Estar en un cuarto con luces ambientales y un ordendor al alcance de la mano, hace que los
economistas vean los problemas sociales
como simples números y fórmulas, olvidándose que se juega con el futuro de seres
humanos.
Por eso la economía dominicana debe salir de los libros
de texto, de los bancos, de los analistas, y montarse en un carro de concho o
una guagua pública.
Por lo menos hay dos países diferentes, (para el caso que
nos ocupa), visto por el tecnócrata de saco y pantalón de lino irlandés, y el
hombre que a sudor y músculo gana un salario mínimo.
Aunque usted no lo quiera, los economistas, que son una
minoría que cabe en el puño de una mano, dirigen el destino de la nación,
mientras que la gran mayoría es ese pedro pueblo, ese hijo de machepa, que no
encuentra defensor.
Hay fraccionamientos sociales, que con el tiempo se
ahondan y pueden generar un clataclismo, cuando en el balance económico no se
toma en cuenta el destino de los más necesitados.
Es el caso de las estadísticas de las instituciones
económicas, que hablan de progreso, de desarrollo, de venta y compra de
vehículos e inmuebles, sin aplicar el bisturí en una llaga purulenta.
Cierto que hay segmentos de la población que cambian el
carro cada año, o a los más cada tres años, y que adquieren en el plano los
apartamentos de los modernos edificios y tienen seguros médicos de lujo para
atender sus enfermedades.
Pero señores, hay otra cara, hermana de esa opulencia, y
es la miseria más espantosa que padece el 70 por ciento de los dominicanos.
Una mayoria significativa
de connacionales se levanta cada día sin saber donde está su desayuno,
su comida o su cena, y sin posibilidades de recibir asistencia médica, en caso
de que se enferme o sufra un accidente.
La miseria y la riqueza son hermanas, provienen de la
misma madre, del mismo padre, de la misma alegría o de la misma desgracia.

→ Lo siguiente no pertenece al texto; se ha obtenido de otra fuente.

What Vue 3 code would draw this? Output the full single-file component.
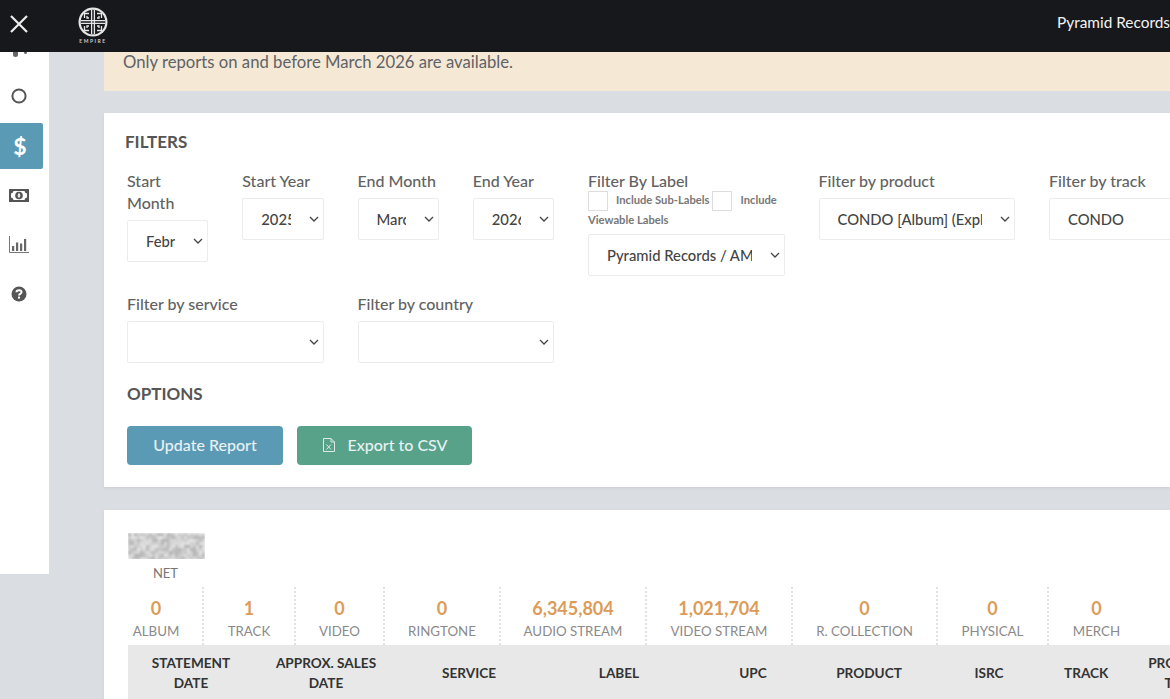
<script setup>
const topFilters = [
  { label: "Start Month", value: "February" },
  { label: "Start Year", value: "2025" },
  { label: "End Month", value: "March" },
  { label: "End Year", value: "2026" },
];

const stats = [
  { value: "0", label: "ALBUM", width: 76 },
  { value: "1", label: "TRACK", width: 92 },
  { value: "0", label: "VIDEO", width: 89 },
  { value: "0", label: "RINGTONE", width: 116 },
  { value: "6,345,804", label: "AUDIO STREAM", width: 146 },
  { value: "1,021,704", label: "VIDEO STREAM", width: 146 },
  { value: "0", label: "R. COLLECTION", width: 145 },
  { value: "0", label: "PHYSICAL", width: 111 },
  { value: "0", label: "MERCH", width: 95 },
];

const columns = [
  "STATEMENT DATE",
  "APPROX. SALES DATE",
  "SERVICE",
  "LABEL",
  "UPC",
  "PRODUCT",
  "ISRC",
  "TRACK",
  "PRODUCT TYPE",
];

// the redacted amount, a fixed noise of grey cells
const noise = Array.from({ length: 234 }, (_, i) => {
  const hash = Math.abs(Math.sin(i * 12.9898) * 43758.5453) % 1;
  const shade = Math.round(178 + hash * 52);
  return `rgb(${shade},${shade},${shade})`;
});
</script>

<template>
  <div class="page">
    <header class="topbar">
      <svg class="close" viewBox="0 0 20 20" width="20" height="20">
        <path d="M2 2 18 18M18 2 2 18" />
      </svg>
      <div class="logo">
        <svg viewBox="0 0 30 30" width="30" height="30">
          <circle cx="15" cy="15" r="14.500" fill="#e6e6e6" />
          <circle cx="15" cy="15" r="12.300" fill="#17181c" />
          <g fill="none" stroke="#e6e6e6" stroke-width="1.300">
            <path d="M13.600 3v24M16.400 3v24M3 13.600h24M3 16.400h24" />
            <path d="M11 6.500H6.500V11M11 11H9V9M19 6.500h4.500V11M19 11h2V9M11 23.500H6.500V19M11 19H9v2M19 23.500h4.500V19M19 19h2v2" />
          </g>
        </svg>
        <span>EMPIRE</span>
      </div>
      <div class="account">Pyramid Records</div>
    </header>

    <div class="body">
      <nav class="sidebar">
        <div class="nav-clipped">
          <svg viewBox="0 0 14 5" width="14" height="5">
            <path d="M0 0h5v2.500a2.500 2.500 0 0 1-5 0zM11 0h3v.6a1.500 1.500 0 0 1-3 0z" fill="#666" />
          </svg>
        </div>
        <div class="nav-item">
          <svg viewBox="0 0 16 16" width="16" height="16">
            <circle cx="8" cy="8" r="6.600" fill="none" stroke="#555" stroke-width="2" />
          </svg>
        </div>
        <div class="nav-item active">$</div>
        <div class="nav-item">
          <svg viewBox="0 0 20 13" width="20" height="13">
            <rect width="20" height="13" rx=".5" fill="#555" />
            <path d="M4.500 2h11a3 3 0 0 0 2.500 2.500v4A3 3 0 0 0 15.500 11h-11A3 3 0 0 0 2 8.500v-4A3 3 0 0 0 4.500 2z" fill="#fff" />
            <circle cx="10" cy="6.500" r="3.800" fill="#555" />
            <ellipse cx="10" cy="6.500" rx="1.300" ry="2.200" fill="#e8e8e8" />
          </svg>
        </div>
        <div class="nav-item">
          <svg viewBox="0 0 20 17" width="20" height="17">
            <path d="M.5 0v16.500H20" fill="none" stroke="#777" stroke-width="1" />
            <path d="M3 10h2.200v5H3zM7 6.500h2.200V15H7zM11 7.500h2.200V15H11zM15 3h2.200v12H15z" fill="#666" />
          </svg>
        </div>
        <div class="nav-item">
          <svg viewBox="0 0 16 16" width="16" height="16">
            <circle cx="8" cy="8" r="7.500" fill="#555" />
            <path d="M5.400 6.200C5.500 3.600 10.600 3.500 10.600 6.100 10.600 7.900 8 7.800 8 9.400" fill="none" stroke="#fff" stroke-width="1.900" />
            <rect x="7" y="10.600" width="2" height="2" fill="#fff" />
          </svg>
        </div>
      </nav>

      <main class="main">
        <div class="alert">Only reports on and before March 2026 are available.</div>

        <section class="card filters">
          <h2>FILTERS</h2>
          <div class="filter-grid">
            <div v-for="f in topFilters" :key="f.label" class="field">
              <label>{{ f.label }}</label>
              <div class="select-wrap">
                <select><option>{{ f.value }}</option></select>
                <svg class="chevron" viewBox="0 0 10 6" width="10" height="6"><path d="M1 1l4 4 4-4" /></svg>
              </div>
            </div>

            <div class="field span-2">
              <label>Filter By Label</label>
              <div class="label-opts">
                <input type="checkbox" /><span class="opt-first">Include Sub-Labels</span><input type="checkbox" /><span class="opt-second">Include</span> <span>Viewable Labels</span>
              </div>
              <div class="select-wrap">
                <select><option>Pyramid Records / AMWAY</option></select>
                <svg class="chevron" viewBox="0 0 10 6" width="10" height="6"><path d="M1 1l4 4 4-4" /></svg>
              </div>
            </div>

            <div class="field span-2">
              <label>Filter by product</label>
              <div class="select-wrap">
                <select><option>CONDO [Album] (Explicit)</option></select>
                <svg class="chevron" viewBox="0 0 10 6" width="10" height="6"><path d="M1 1l4 4 4-4" /></svg>
              </div>
            </div>

            <div class="field span-2">
              <label>Filter by track</label>
              <div class="select-wrap">
                <select><option>CONDO</option></select>
                <svg class="chevron" viewBox="0 0 10 6" width="10" height="6"><path d="M1 1l4 4 4-4" /></svg>
              </div>
            </div>

            <div class="field span-2 row-start">
              <label>Filter by service</label>
              <div class="select-wrap">
                <select></select>
                <svg class="chevron" viewBox="0 0 10 6" width="10" height="6"><path d="M1 1l4 4 4-4" /></svg>
              </div>
            </div>

            <div class="field span-2">
              <label>Filter by country</label>
              <div class="select-wrap">
                <select></select>
                <svg class="chevron" viewBox="0 0 10 6" width="10" height="6"><path d="M1 1l4 4 4-4" /></svg>
              </div>
            </div>
          </div>

          <h2 class="options-title">OPTIONS</h2>
          <div class="buttons">
            <button class="btn update">Update Report</button>
            <button class="btn export">
              <svg viewBox="0 0 12 14" width="12" height="14">
                <path d="M.5.500h7.500l3.500 3.500v9.500H.5zM8 .5V4h3.500" fill="none" stroke="#dcebe5" />
                <path d="M3.500 6.500l4.500 5M8 6.500l-4.500 5" stroke="#dcebe5" />
              </svg>
              Export to CSV
            </button>
          </div>
        </section>

        <section class="card report">
          <div class="net">
            <div class="redacted">
              <div class="redacted-noise">
                <i v-for="(c, i) in noise" :key="i" :style="{ background: c }"></i>
              </div>
            </div>
            <div class="net-label">NET</div>
          </div>

          <div class="stats">
            <div v-for="s in stats" :key="s.label" class="stat" :style="{ width: s.width + 'px' }">
              <div class="stat-value">{{ s.value }}</div>
              <div class="stat-label">{{ s.label }}</div>
            </div>
          </div>

          <div class="table-head">
            <div v-for="c in columns" :key="c" class="th">{{ c }}</div>
          </div>
        </section>
      </main>
    </div>
  </div>
</template>

<style>
html,
body {
  margin: 0;
  overflow: hidden;
  background: #dadee2;
}
</style>

<style scoped>
.page {
  width: 1170px;
  height: 699px;
  overflow: hidden;
  font-family: Lato, "Open Sans", sans-serif;
  color: #666;
  background: #dadee2;
}

.topbar {
  height: 52px;
  box-sizing: border-box;
  background: #17181c;
  display: flex;
  align-items: center;
  padding: 0 0 4px 9px;
  position: relative;
}
.close {
  stroke: #eee;
  stroke-width: 2.200;
  fill: none;
}
.logo {
  margin: 3px 0 0 48px;
  width: 32px;
  display: flex;
  flex-direction: column;
  align-items: center;
  color: #ccc;
}
.logo span {
  font-size: 5px;
  font-weight: 700;
  letter-spacing: 1.500px;
  line-height: 6px;
  margin-top: 1px;
  white-space: nowrap;
}
.account {
  margin-left: auto;
  width: 113px;
  margin-top: -4px;
  white-space: nowrap;
  overflow: hidden;
  color: #f2f2f2;
  font-size: 15.400px;
}

.body {
  display: flex;
  align-items: flex-start;
}

.sidebar {
  width: 49px;
  height: 522px;
  background: #fff;
  flex: none;
}
.nav-clipped {
  height: 19.500px;
  padding-left: 13px;
}
.nav-clipped svg {
  display: block;
}
.nav-item {
  width: 38px;
  height: 49.500px;
  display: flex;
  align-items: center;
  justify-content: center;
}
.nav-item.active {
  width: 43px;
  height: 46px;
  margin: 2px 0 1.500px;
  padding-right: 3px;
  box-sizing: border-box;
  background: #5b9ab5;
  color: #fff;
  border-radius: 0 2px 2px 0;
  font-size: 23px;
  font-weight: 700;
}

.main {
  flex: 1;
  margin-left: 55px;
  min-width: 0;
}

.alert {
  height: 39px;
  box-sizing: border-box;
  padding-left: 19px;
  line-height: 20px;
  font-size: 16.700px;
  color: #5f6266;
  background: #f5e9d6;
}

.card {
  background: #fff;
  box-shadow: 0 1px 3px rgba(0, 0, 0, 0.08);
}

.filters {
  margin-top: 22px;
  height: 374px;
  box-sizing: border-box;
  padding: 19px 0 0 21px;
}
h2 {
  margin: 0;
  font-size: 17px;
  line-height: 20px;
  font-weight: 700;
  color: #555;
}
.filter-grid {
  margin: 18px 0 0 2px;
  display: grid;
  grid-template-columns: repeat(12, 81.250px);
  column-gap: 34px;
  row-gap: 17px;
  align-items: start;
}
.field {
  min-width: 0;
}
.span-2 {
  grid-column: span 2;
}
.row-start {
  grid-column: 1 / span 2;
}
.field label {
  display: block;
  font-size: 16px;
  line-height: 22px;
  font-weight: 500;
  color: #626262;
}
.select-wrap {
  position: relative;
  margin-top: 6px;
}
select {
  appearance: none;
  display: block;
  width: 100%;
  height: 42px;
  box-sizing: border-box;
  padding: 0 32px 0 18px;
  border: 1px solid #ececec;
  border-radius: 2px;
  background: #fff;
  font: 500 14.800px Lato, sans-serif;
  color: #444;
}
.chevron {
  position: absolute;
  right: 5px;
  top: 18px;
  fill: none;
  stroke: #444;
  stroke-width: 1.300;
  pointer-events: none;
}
.label-opts {
  font-size: 11.200px;
  line-height: 18px;
  font-weight: 700;
  color: #777;
  margin-top: -1px;
  height: 37px;
}
.label-opts input {
  appearance: none;
  width: 20px;
  height: 20px;
  margin: 0;
  border: 1px solid #ddd;
  background: #fff;
  vertical-align: top;
}
.opt-first {
  margin: 0 3px 0 8px;
}
.opt-second {
  margin-left: 8px;
}

.options-title {
  margin: 21px 0 0 2px;
}
.buttons {
  margin: 22px 0 0 2px;
  display: flex;
  gap: 14px;
}
.btn {
  height: 39px;
  border: none;
  border-radius: 4px;
  font: 500 16px Lato, sans-serif;
  color: #e9f1f4;
  display: flex;
  align-items: center;
  justify-content: center;
  gap: 12px;
  padding: 0 0 2px;
}
.update {
  width: 156px;
  background: #5b9ab5;
}
.export {
  width: 175px;
  padding-left: 2px;
  background: #57a288;
}

.report {
  margin-top: 23px;
  padding: 23px 0 0 24px;
  height: 220px;
  box-sizing: border-box;
}
.net {
  width: 77px;
}
.redacted {
  height: 26px;
  overflow: hidden;
}
.redacted-noise {
  height: 27px;
  display: grid;
  grid-template-columns: repeat(26, 1fr);
  grid-auto-rows: 3px;
  filter: blur(0.9px);
}
.net-label {
  margin-top: 6px;
  margin-left: -2px;
  line-height: 16px;
  font-size: 13px;
  text-align: center;
  color: #777;
}

.stats {
  display: flex;
  margin-top: 6px;
  height: 58px;
}
.stat {
  flex: none;
  box-sizing: border-box;
  border-right: 2px dotted #e2e2e2;
  text-align: center;
}
.stat:first-child {
  padding-right: 18px;
}
.stat:last-child {
  border-right: none;
}
.stat-value {
  margin-top: 10px;
  line-height: 22px;
  font-size: 18px;
  font-weight: 700;
  color: #dc9c58;
}
.stat-label {
  margin-top: 2px;
  line-height: 20px;
  font-size: 13.300px;
  color: #8a8a8a;
  white-space: nowrap;
}

.table-head {
  display: grid;
  grid-template-columns: 126px 144px 142px 158px 110px 122px 118px 76px 114px;
  width: 1110px;
  height: 54px;
  box-sizing: border-box;
  padding-top: 2px;
  background: #e8e8e8;
  align-items: center;
}
.th {
  padding: 0 16px;
  text-align: center;
  font-size: 13.600px;
  line-height: 20px;
  font-weight: 700;
  color: #333;
}
</style>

La mala distribución de esa riqueza, la acumulación de
esos bienes sin sentido social, es lo que arrincona a millones de personas que
sienten tronchado su camino al progreso.
De ahí surgen las desigualdades sociales, las
revoluciones, los dictadores que se encaraman en la ola prometiendo mejores
condiciones de vida, o la simple represión para que todo siga igual.

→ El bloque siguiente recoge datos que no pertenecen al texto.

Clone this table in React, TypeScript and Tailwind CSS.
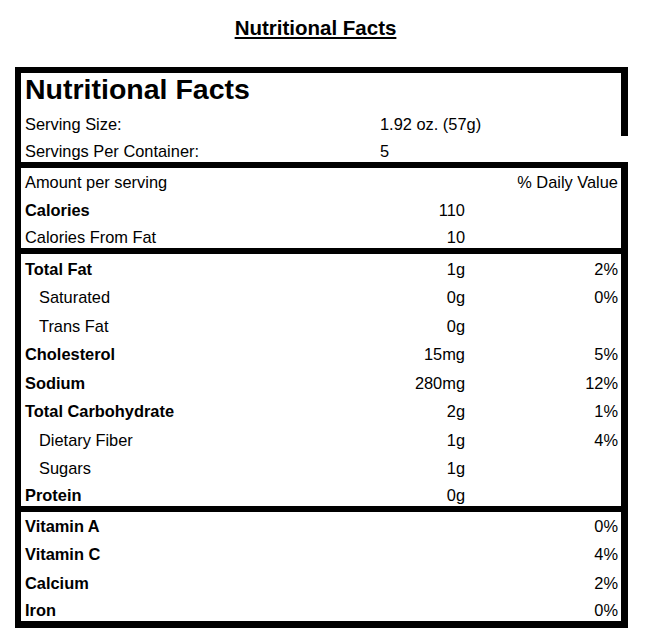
type Row = {
  label: string;
  amount?: string;
  daily?: string;
  bold?: boolean;
  indent?: boolean;
};

const nutrients: Row[] = [
  { label: "Total Fat", amount: "1g", daily: "2%", bold: true },
  { label: "Saturated", amount: "0g", daily: "0%", indent: true },
  { label: "Trans Fat", amount: "0g", indent: true },
  { label: "Cholesterol", amount: "15mg", daily: "5%", bold: true },
  { label: "Sodium", amount: "280mg", daily: "12%", bold: true },
  { label: "Total Carbohydrate", amount: "2g", daily: "1%", bold: true },
  { label: "Dietary Fiber", amount: "1g", daily: "4%", indent: true },
  { label: "Sugars", amount: "1g", indent: true },
  { label: "Protein", amount: "0g", bold: true },
];

const vitamins: Row[] = [
  { label: "Vitamin A", daily: "0%", bold: true },
  { label: "Vitamin C", daily: "4%", bold: true },
  { label: "Calcium", daily: "2%", bold: true },
  { label: "Iron", daily: "0%", bold: true },
];

function FactRow({ row, last }: { row: Row; last?: boolean }) {
  return (
    <div
      className={`flex pl-[4px] pr-[3px] leading-[19px] ${
        last ? "pt-[3px] pb-[1px]" : "py-[4.75px]"
      }`}
    >
      <span className={`flex-1 ${row.bold ? "font-bold" : ""} ${row.indent ? "pl-[14px]" : ""}`}>
        {row.label}
      </span>
      <span className="w-[100px] text-right">{row.amount}</span>
      <span className="w-[153px] text-right">{row.daily}</span>
    </div>
  );
}

export default function App() {
  return (
    <div className="min-h-[638px] bg-white text-black font-['Liberation_Sans',Arial,sans-serif] text-[16.4px]">
      <div className="w-[631px] pt-[16px] text-center">
        <h3 className="text-[20.5px] font-bold leading-[24px] underline">Nutritional Facts</h3>
      </div>

      <div className="ml-[15px] mt-[27px] w-[613px]">
        {/* header block: right edge stops after serving size */}
        <div className="border-l-[6px] border-t-[6px] border-black">
          <div className="border-r-[7px] border-black">
            <div className="pl-[4px] pb-[4px] text-[28.5px] font-bold leading-[33px]">Nutritional Facts</div>
            <div className="flex pl-[4px] pt-[4.75px] pb-[2.25px] leading-[19px]">
              <span className="w-[355px]">Serving Size:</span>
              <span>1.92 oz. (57g)</span>
            </div>
          </div>
          <div className="flex pl-[4px] pt-[6px] pb-[1px] leading-[19px]">
            <span className="w-[355px]">Servings Per Container:</span>
            <span>5</span>
          </div>
        </div>

        <div className="border-x-[6px] border-r-[7px] border-t-[6px] border-black">
          <div className="flex pl-[4px] pr-[3px] py-[4.75px] leading-[19px]">
            <span className="flex-1">Amount per serving</span>
            <span>% Daily Value</span>
          </div>
          <FactRow row={{ label: "Calories", amount: "110", bold: true }} />
          <FactRow row={{ label: "Calories From Fat", amount: "10" }} last />
        </div>

        <div className="border-l-[6px] border-r-[7px] border-t-[6px] border-black pt-[1px]">
          {nutrients.map((row, i) => (
            <FactRow key={row.label} row={row} last={i === nutrients.length - 1} />
          ))}
        </div>

        <div className="border-l-[6px] border-r-[7px] border-t-[6px] border-b-[7px] border-black">
          {vitamins.map((row, i) => (
            <FactRow key={row.label} row={row} last={i === vitamins.length - 1} />
          ))}
        </div>
      </div>
    </div>
  );
}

Los economistas pueden un día ponerse tenis, pantalones
mecánicos, montarse en una guagua de Juan Hubieres y ver la otra cara de la
moneda de su trabajo.
Es la mejor forma de comprender porque surgen las teas
sociales y la disconformidad de millones. Por un día, dejemos el Jean Paul
Gautier y corramos el riesgo de que nos peguen grajo.